Korn Monumental : quand Korn bouscule le paradigme


Un concert est une expérience sensorielle et sensuelle. Au-delà de l’ouïe, c’est tout le corps qui vit l’événement : le toucher avec les vibrations des basses dans tout le corps, le contact avec le sol, avec autrui ; la vue, profiter de l’exceptionnalité de l’instant, de ces échanges fugaces ; le goût de la transpiration, l’odeur des fumigènes et des autres corps… c’est tout l’être qui résonne lors de ces moments. Il y a aussi quelque chose du rituel, de la communion païenne d’un ensemble qui s’unit pour partager le moment présent, se projeter dans l’autre pour y voir une représentation de soi, nos miroirs et nos doubles, et créer un souvenir qui sera réinventé et revisité par notre inconscient. Ce sont toutes ces sensations et ces expériences qui donnent corps à un concert.

Korn, comme bon nombre de groupes depuis le début de la pandémie, a décidé d’offrir à ses fans un concert virtuel exceptionnel : Korn Monumental.
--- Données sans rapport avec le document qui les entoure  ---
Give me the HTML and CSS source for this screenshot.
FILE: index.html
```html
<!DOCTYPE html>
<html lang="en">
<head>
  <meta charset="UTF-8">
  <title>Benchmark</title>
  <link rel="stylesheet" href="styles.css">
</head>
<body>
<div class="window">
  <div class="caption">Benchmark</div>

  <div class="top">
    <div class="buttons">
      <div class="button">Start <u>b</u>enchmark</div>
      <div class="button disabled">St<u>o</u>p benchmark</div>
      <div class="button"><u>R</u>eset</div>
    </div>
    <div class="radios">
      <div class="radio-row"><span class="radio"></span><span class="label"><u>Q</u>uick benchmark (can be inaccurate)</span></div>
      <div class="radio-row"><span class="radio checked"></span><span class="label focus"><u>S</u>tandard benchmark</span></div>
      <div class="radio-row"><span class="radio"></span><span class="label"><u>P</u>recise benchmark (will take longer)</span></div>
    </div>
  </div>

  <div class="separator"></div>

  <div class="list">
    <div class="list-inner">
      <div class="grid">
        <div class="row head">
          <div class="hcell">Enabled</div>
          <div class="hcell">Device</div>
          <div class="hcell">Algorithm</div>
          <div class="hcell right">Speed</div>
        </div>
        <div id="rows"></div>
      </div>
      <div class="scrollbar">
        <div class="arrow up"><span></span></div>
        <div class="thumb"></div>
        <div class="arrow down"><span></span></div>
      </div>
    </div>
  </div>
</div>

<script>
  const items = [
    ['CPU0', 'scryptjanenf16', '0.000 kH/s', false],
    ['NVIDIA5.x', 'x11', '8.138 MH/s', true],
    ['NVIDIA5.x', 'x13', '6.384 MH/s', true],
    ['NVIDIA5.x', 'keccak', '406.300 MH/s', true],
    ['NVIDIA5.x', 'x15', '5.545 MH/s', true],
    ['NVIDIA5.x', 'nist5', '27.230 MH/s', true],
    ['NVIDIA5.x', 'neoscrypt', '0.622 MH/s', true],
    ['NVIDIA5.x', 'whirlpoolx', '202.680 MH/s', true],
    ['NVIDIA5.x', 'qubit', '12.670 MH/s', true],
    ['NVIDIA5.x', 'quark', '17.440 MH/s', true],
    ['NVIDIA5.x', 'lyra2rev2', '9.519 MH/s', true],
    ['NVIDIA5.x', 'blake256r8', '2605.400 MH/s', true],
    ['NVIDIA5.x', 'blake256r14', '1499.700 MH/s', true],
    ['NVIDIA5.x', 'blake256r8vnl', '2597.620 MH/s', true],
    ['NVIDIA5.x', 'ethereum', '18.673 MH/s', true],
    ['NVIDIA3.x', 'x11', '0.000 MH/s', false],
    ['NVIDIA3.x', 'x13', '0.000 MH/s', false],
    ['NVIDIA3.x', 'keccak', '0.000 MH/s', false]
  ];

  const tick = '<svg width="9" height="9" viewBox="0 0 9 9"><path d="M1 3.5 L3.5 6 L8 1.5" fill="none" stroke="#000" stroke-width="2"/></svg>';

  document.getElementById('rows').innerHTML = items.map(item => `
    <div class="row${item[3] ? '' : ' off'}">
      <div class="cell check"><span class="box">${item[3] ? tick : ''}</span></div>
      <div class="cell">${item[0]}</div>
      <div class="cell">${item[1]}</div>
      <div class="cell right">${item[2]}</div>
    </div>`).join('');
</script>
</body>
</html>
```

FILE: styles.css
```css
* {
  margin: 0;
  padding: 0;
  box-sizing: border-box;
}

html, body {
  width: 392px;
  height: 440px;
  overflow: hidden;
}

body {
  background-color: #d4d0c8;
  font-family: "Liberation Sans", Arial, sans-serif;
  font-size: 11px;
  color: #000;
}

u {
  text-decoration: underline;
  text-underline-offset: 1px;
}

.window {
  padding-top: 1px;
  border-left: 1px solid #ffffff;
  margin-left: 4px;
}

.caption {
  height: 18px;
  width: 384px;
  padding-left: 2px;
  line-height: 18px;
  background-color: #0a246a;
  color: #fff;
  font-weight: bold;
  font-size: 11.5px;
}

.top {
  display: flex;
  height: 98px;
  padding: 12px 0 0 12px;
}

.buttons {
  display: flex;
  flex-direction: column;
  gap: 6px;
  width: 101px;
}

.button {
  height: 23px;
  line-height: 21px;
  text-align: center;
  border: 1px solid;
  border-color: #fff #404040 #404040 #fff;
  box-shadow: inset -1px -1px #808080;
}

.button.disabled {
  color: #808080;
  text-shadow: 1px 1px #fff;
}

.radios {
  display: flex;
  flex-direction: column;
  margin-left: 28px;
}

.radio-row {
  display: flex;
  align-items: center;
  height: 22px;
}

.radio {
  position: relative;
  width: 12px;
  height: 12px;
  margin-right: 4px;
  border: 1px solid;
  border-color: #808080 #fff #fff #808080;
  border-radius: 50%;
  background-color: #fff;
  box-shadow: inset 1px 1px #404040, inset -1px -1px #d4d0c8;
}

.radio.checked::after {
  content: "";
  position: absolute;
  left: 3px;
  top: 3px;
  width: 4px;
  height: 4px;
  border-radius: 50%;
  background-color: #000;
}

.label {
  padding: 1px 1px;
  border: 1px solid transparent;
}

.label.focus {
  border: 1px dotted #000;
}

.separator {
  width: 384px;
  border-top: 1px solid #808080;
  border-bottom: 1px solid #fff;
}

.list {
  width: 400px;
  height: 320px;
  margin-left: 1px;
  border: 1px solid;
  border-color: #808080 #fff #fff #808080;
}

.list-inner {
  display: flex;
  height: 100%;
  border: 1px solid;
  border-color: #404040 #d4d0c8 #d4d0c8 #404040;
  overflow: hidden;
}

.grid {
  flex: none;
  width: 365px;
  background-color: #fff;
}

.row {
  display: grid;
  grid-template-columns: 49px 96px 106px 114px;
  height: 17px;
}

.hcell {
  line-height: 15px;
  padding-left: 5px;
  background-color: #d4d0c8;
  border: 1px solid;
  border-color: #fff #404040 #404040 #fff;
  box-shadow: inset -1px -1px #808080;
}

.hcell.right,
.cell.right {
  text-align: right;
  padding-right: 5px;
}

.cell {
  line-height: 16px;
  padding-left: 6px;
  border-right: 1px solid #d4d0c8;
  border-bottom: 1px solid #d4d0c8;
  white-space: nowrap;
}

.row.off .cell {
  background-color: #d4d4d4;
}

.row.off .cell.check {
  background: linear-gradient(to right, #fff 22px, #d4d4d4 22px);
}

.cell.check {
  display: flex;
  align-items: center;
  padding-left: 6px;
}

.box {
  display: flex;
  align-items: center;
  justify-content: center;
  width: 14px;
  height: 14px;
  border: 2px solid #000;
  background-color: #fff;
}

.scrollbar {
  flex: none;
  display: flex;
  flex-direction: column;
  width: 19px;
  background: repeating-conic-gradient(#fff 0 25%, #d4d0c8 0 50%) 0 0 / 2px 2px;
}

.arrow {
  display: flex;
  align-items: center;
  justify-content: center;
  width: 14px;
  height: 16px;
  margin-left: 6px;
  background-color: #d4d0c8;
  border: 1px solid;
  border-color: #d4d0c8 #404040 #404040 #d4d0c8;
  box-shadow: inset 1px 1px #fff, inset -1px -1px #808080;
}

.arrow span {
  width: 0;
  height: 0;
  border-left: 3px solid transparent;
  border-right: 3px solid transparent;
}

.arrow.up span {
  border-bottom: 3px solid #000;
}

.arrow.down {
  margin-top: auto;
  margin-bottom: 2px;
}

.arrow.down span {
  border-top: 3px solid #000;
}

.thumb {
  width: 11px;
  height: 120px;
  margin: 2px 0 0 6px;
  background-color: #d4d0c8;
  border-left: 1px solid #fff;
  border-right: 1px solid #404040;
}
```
Le ton est donné, l’événement se veut avant-gardiste, novateur. Le concert sera diffusé depuis le plateau de Stranger Things : The Drive-Into Experience à Los Angeles, un drive-in immersif basé sur la série Netflix Stranger Things. Un mélange de morceaux rares et de classiques de Korn, ainsi que la présentation en direct de nombreux morceaux de l’album le plus récent de Korn, The Nothing, que le groupe n’a pas réellement pu faire vivre sur scène. Mais Monumental est un concert virtuel. Comment créer une expérience monumentale alors que je suis chez moi, avec un environnement qui m’est familier ? Comment vivre un moment hors du commun alors que l’expérience sensorielle sera limitée ?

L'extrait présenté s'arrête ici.